Julie Schindall: A huge influx of aid and medicine is needed in the worst-hit areas
Eyewitness
This has become a very serious situation, although the cases of cholera that have been reported in the capital are not surprising given how people have moved all over the country since the disastrous earthquake that struck in January.
The epidemic appears to have started in a rural province considered to be the "rice bowl" of Haiti. There is a lot of water in the area and a river flows through it, which some are saying was the source of the outbreak.
We know that many people fled here after the disaster, although we do not have an accurate head count, but this has been true all over the country and it just made a bad situation even worse.
Nearly 90 per cent of rural people were living on less than $2 (£1.20) per day before the earthquake and the disaster displaced more than two million Haitians. This included nearly 600,000 who initially went to the countryside.

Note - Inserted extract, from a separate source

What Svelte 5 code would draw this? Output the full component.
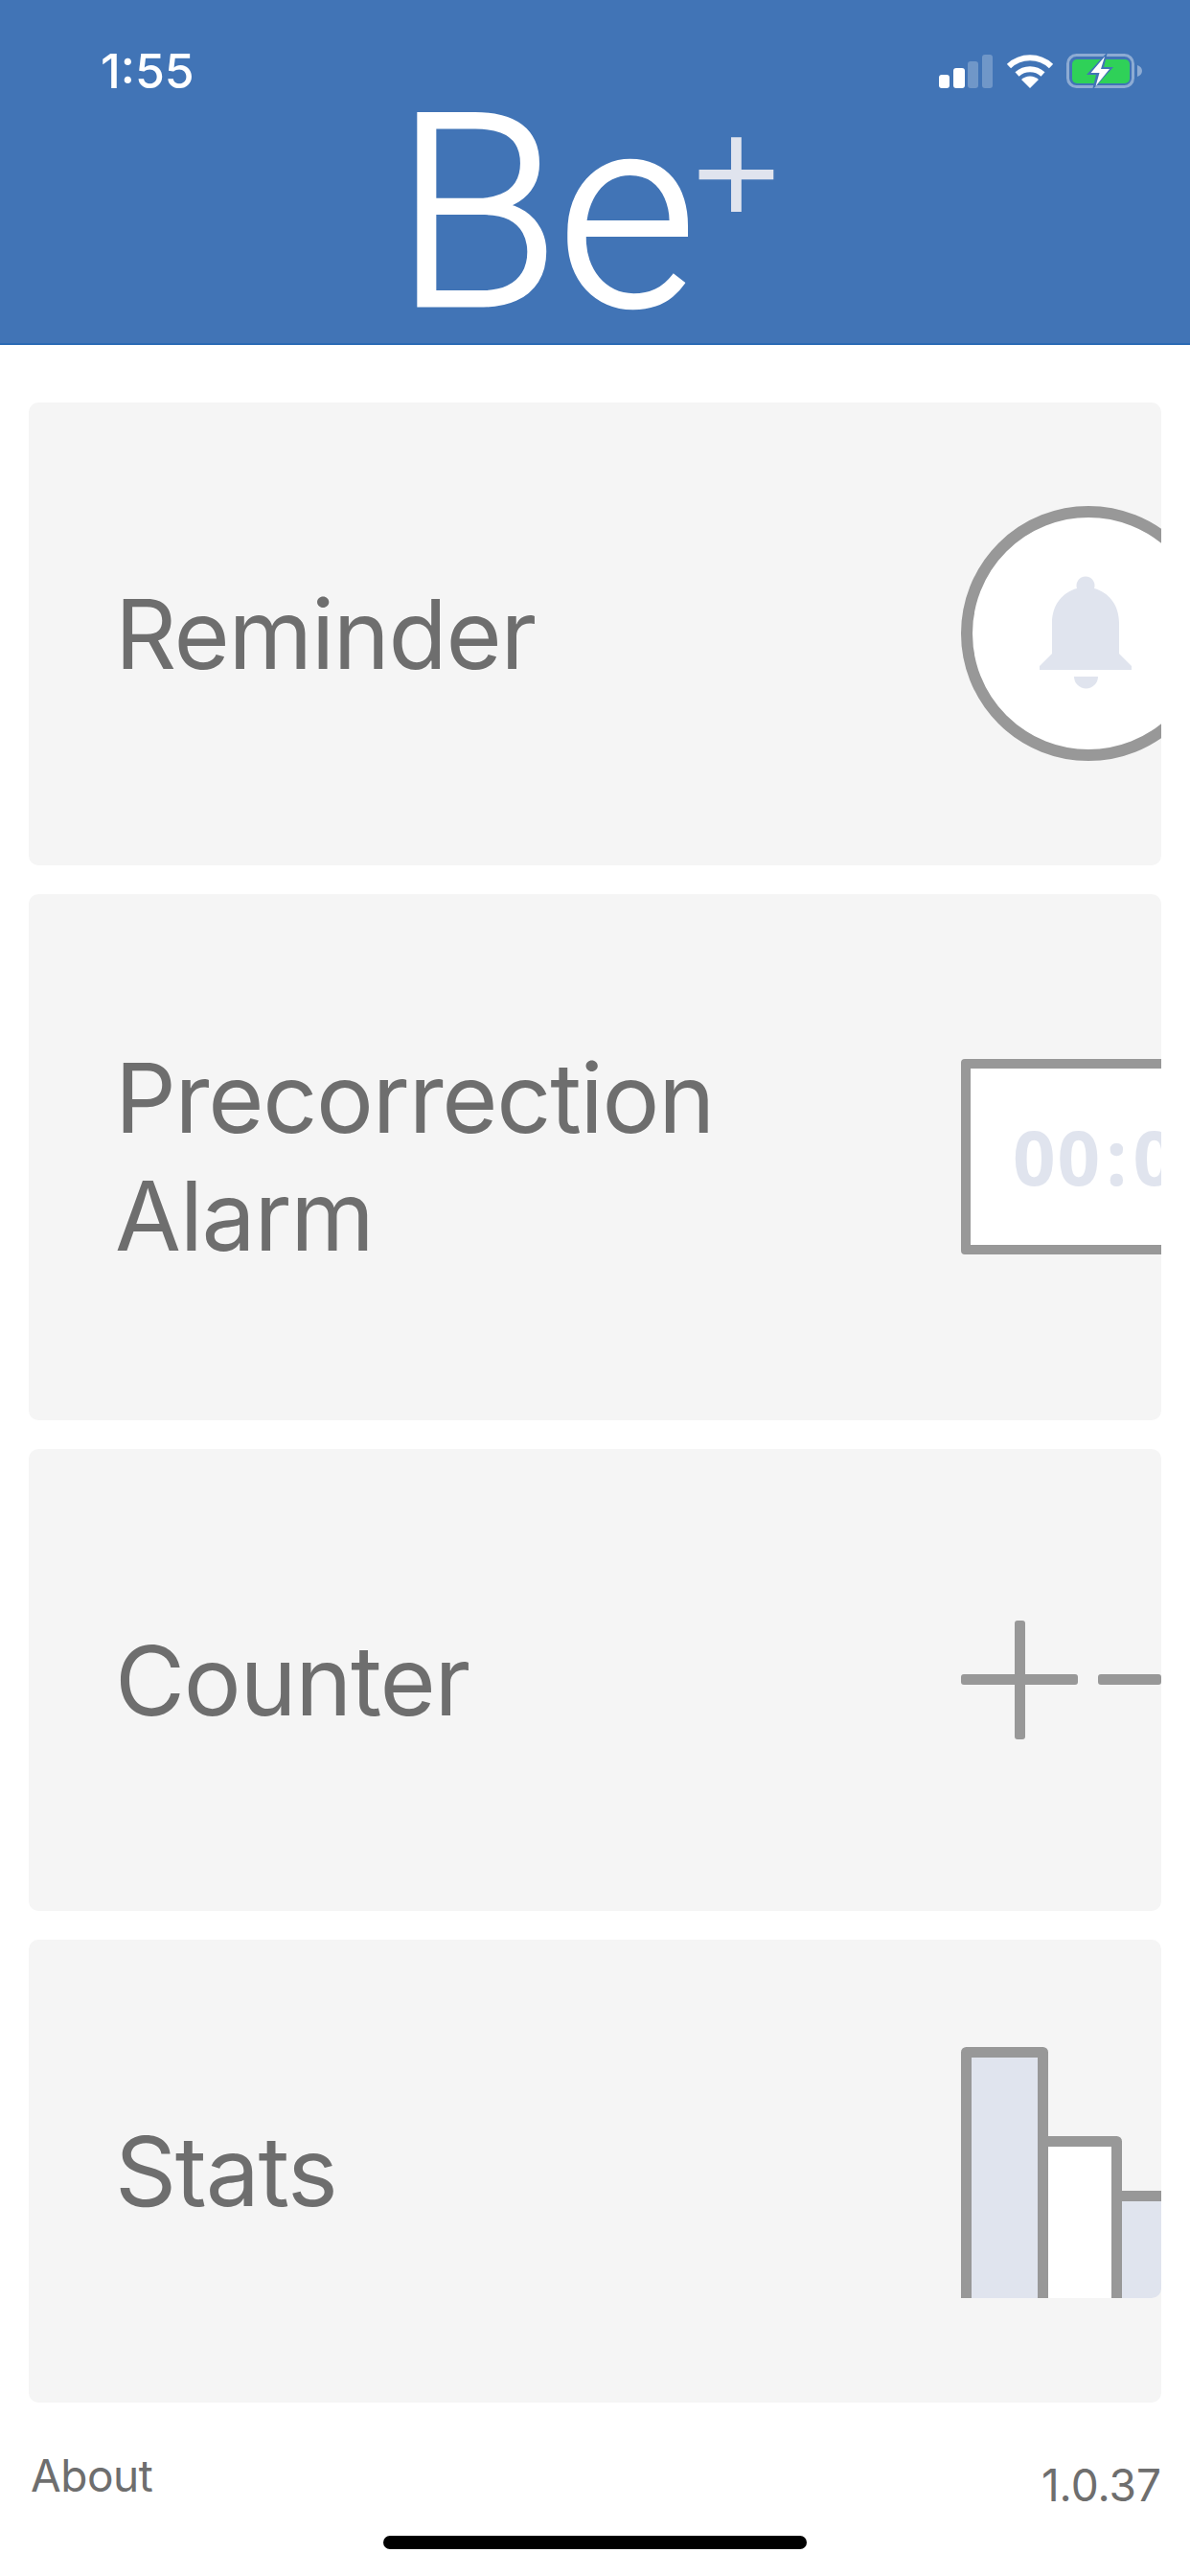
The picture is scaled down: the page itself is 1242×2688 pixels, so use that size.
<script>
  const cards = [
    { id: "reminder", lines: ["Reminder"] },
    { id: "alarm", lines: ["Precorrection", "Alarm"] },
    { id: "counter", lines: ["Counter"] },
    { id: "stats", lines: ["Stats"] },
  ];
</script>

<div class="page">
  <header class="header">
    <div class="status">
      <span class="time">1:55</span>
      <div class="status-icons">
        <svg width="58" height="36" viewBox="0 0 58 36">
          <rect x="1" y="22" width="11" height="14" rx="3" fill="#fff" />
          <rect x="16" y="15" width="12" height="21" rx="3" fill="#fff" />
          <rect x="31" y="8" width="11" height="28" rx="3" fill="#fff" opacity="0.25" />
          <rect x="46" y="1" width="11" height="35" rx="3" fill="#fff" opacity="0.25" />
        </svg>
        <svg class="wifi" width="48" height="36" viewBox="0 0 48 36">
          <path d="M2 13 A32 32 0 0 1 46 13" fill="none" stroke="#fff" stroke-width="6" />
          <path d="M10.5 21.5 A20 20 0 0 1 37.5 21.5" fill="none" stroke="#fff" stroke-width="6" />
          <path d="M15 27 A13 13 0 0 1 33 27 L24 36 Z" fill="#fff" />
        </svg>
        <svg class="battery" width="80" height="40" viewBox="0 -2 80 40">
          <rect x="1.500" y="1.500" width="68" height="33" rx="9" fill="none" stroke="#fff" stroke-opacity="0.4" stroke-width="3" />
          <rect x="6" y="6" width="60" height="25" rx="5" fill="#2fd158" />
          <path d="M74 12 C77 13 79 15 79 18 C79 21 77 23 74 24 Z" fill="#fff" fill-opacity="0.4" />
          <path d="M43 -2 L21 22 L31 22 L27 38 L49 14 L39 14 Z" fill="#4174b6" />
          <path d="M40 3 L25.500 20 L34.500 20 L30.500 34 L45 16 L36 16 Z" fill="#fff" />
        </svg>
      </div>
    </div>
    <div class="logo">
      <span class="logo-be">Be</span>
      <span class="logo-plus">+</span>
    </div>
  </header>

  <main class="cards">
    {#each cards as card}
      <section class="card {card.id}">
        <h2 class="label">
          {#each card.lines as line}
            <span>{line}</span>
          {/each}
        </h2>
        <div class="icon">
          {#if card.id === "reminder"}
            <div class="bell-ring">
              <svg class="bell" width="98" height="120" viewBox="0 0 98 120">
                <path
                  d="M40 14 A9.500 9.500 0 1 1 58 14 C73 18 84 31 84 50 L84 82 L97 95 L97 99 L1 99 L1 95 L14 82 L14 50 C14 31 25 18 40 14 Z"
                  fill="#e0e4ee"
                />
                <path d="M37 106 L62 106 A12.500 12.500 0 0 1 37 106 Z" fill="#e0e4ee" />
              </svg>
            </div>
          {:else if card.id === "alarm"}
            <div class="timer">00<span class="colon">:</span>00:00</div>
          {:else if card.id === "counter"}
            <svg width="209" height="124" viewBox="0 0 209 124">
              <g fill="#989898">
                <rect x="0" y="56" width="122" height="11" rx="3" />
                <rect x="56" y="0" width="11" height="124" rx="3" />
                <rect x="143" y="56" width="66" height="11" rx="3" />
              </g>
            </svg>
          {:else}
            <svg class="stats-icon" width="209" height="262" viewBox="0 0 209 262">
              <path d="M168 155 H209 V252 A10 10 0 0 1 199 262 H168 Z" fill="#e0e4ee" />
              <rect x="5.500" y="5.500" width="80" height="262" fill="#e0e4ee" />
              <rect x="91" y="98.500" width="71" height="170" fill="#fff" />
              <g fill="none" stroke="#989898" stroke-width="11" stroke-linejoin="round">
                <path d="M5.500 262 V5.500 H85.500 V262" />
                <path d="M85.500 98.500 H162.500 V262" />
                <path d="M162.500 155.500 H209" />
              </g>
            </svg>
          {/if}
        </div>
      </section>
    {/each}
  </main>

  <footer class="footer">
    <span class="about">About</span>
    <span class="version">1.0.37</span>
  </footer>
  <div class="home-bar"></div>
</div>

<style>
  :global(body) {
    margin: 0;
    background: #fff;
  }

  .page {
    width: 1242px;
    height: 2688px;
    display: flex;
    flex-direction: column;
    overflow: hidden;
    font-family: Inter, "Liberation Sans", sans-serif;
    background: #fff;
  }

  .header {
    height: 360px;
    flex: none;
    box-sizing: border-box;
    background: #4174b6;
    border-bottom: 2px solid #2a6ab4;
    padding: 56px 49px 0 105px;
    display: flex;
    flex-direction: column;
  }

  .status {
    height: 36px;
    display: flex;
    justify-content: space-between;
    align-items: center;
  }

  .time {
    color: #fff;
    font-size: 50px;
    font-weight: 500;
    line-height: 36px;
  }

  .status-icons {
    display: flex;
    align-items: center;
  }

  .wifi {
    margin-left: 14px;
  }

  .battery {
    margin-left: 14px;
  }

  .logo {
    display: flex;
    justify-content: center;
    align-items: flex-start;
    height: 220px;
    margin: 21px 0 0 -62px;
  }

  .logo-be {
    color: #fff;
    font-family: Roboto, sans-serif;
    font-size: 282px;
    font-weight: 300;
    line-height: 220px;
    letter-spacing: -3px;
    -webkit-text-stroke: 3px #fff;
  }

  .logo-plus {
    color: #e0e4ee;
    font-size: 172px;
    font-weight: 300;
    line-height: 150px;
    margin: -20px 0 0 -12px;
  }

  .cards {
    display: flex;
    flex-direction: column;
    gap: 30px;
    padding: 60px 30px 0;
  }

  .card {
    height: 482.7px;
    display: flex;
    align-items: center;
    padding-left: 90px;
    background: #f5f5f5;
    border-radius: 10px;
    overflow: hidden;
  }

  .alarm {
    height: 549px;
  }

  .label {
    width: 883px;
    flex: none;
    margin: 0;
    display: flex;
    flex-direction: column;
    color: #6e6e6e;
    font-size: 100px;
    font-weight: 400;
    line-height: 123px;
    letter-spacing: -1.3px;
  }

  .icon {
    flex: none;
    display: flex;
    align-items: center;
  }

  .bell-ring {
    width: 266px;
    height: 266px;
    box-sizing: border-box;
    border: 12px solid #989898;
    border-radius: 50%;
    background: #fff;
    display: flex;
    align-items: center;
    justify-content: center;
  }

  .bell {
    margin: -2px 0 0 -7px;
  }

  .timer {
    width: 400px;
    height: 204px;
    box-sizing: border-box;
    border: 10px solid #989898;
    border-radius: 4px;
    background: #fff;
    padding-left: 44px;
    display: flex;
    align-items: center;
    color: #e0e4ee;
    font-family: "Open Sans", sans-serif;
    font-size: 78px;
    font-weight: 700;
    letter-spacing: 2px;
    white-space: nowrap;
  }

  .colon {
    margin: 0 4px 0 4px;
  }

  .stats-icon {
    margin-top: 3px;
  }

  .footer {
    display: flex;
    justify-content: space-between;
    align-items: flex-start;
    padding: 49px 30px 0 32px;
    color: #6e6e6e;
    font-size: 46px;
    line-height: 54px;
  }

  .about {
    letter-spacing: -0.5px;
  }

  .version {
    margin-top: 10px;
  }

  .home-bar {
    width: 442px;
    height: 14px;
    border-radius: 7px;
    background: #000;
    margin: 26px auto 0;
  }
</style>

Few services were ever available outside of the capital before the earthquake – and many in Port-au-Prince were destroyed in the earthquake.
So there is very little healthcare provision in rural areas. But this is a condition that is treatable – and can be helped by a public health campaign – but it means that we need a huge influx of medicine and other aid into the worst-affected areas. The areas where we are seeing the cholera cases are not where our response to the earthquake has been centred.
I have heard reports that children are dying within four hours from the effects of the cholera. The old and the young seem to be the most vulnerable, and this appears to be one of the more virulent strains of cholera that we have seen.
Cholera dehydrates the body very, very quickly through diarrhoea. If patients are far gone, they have to be put on an intravenous drip and we need to get them to hospital fast. But if we get to them early, we only need to use oral rehydration salts.
We're doing massive public health campaigns on hand-washing and using clean water. What is encouraging in this case is that the cholera has been recognised early and we have been working with people on the ground to help them identify new cases.
We are now trying to ensure there are no new cases in the areas in which we are working.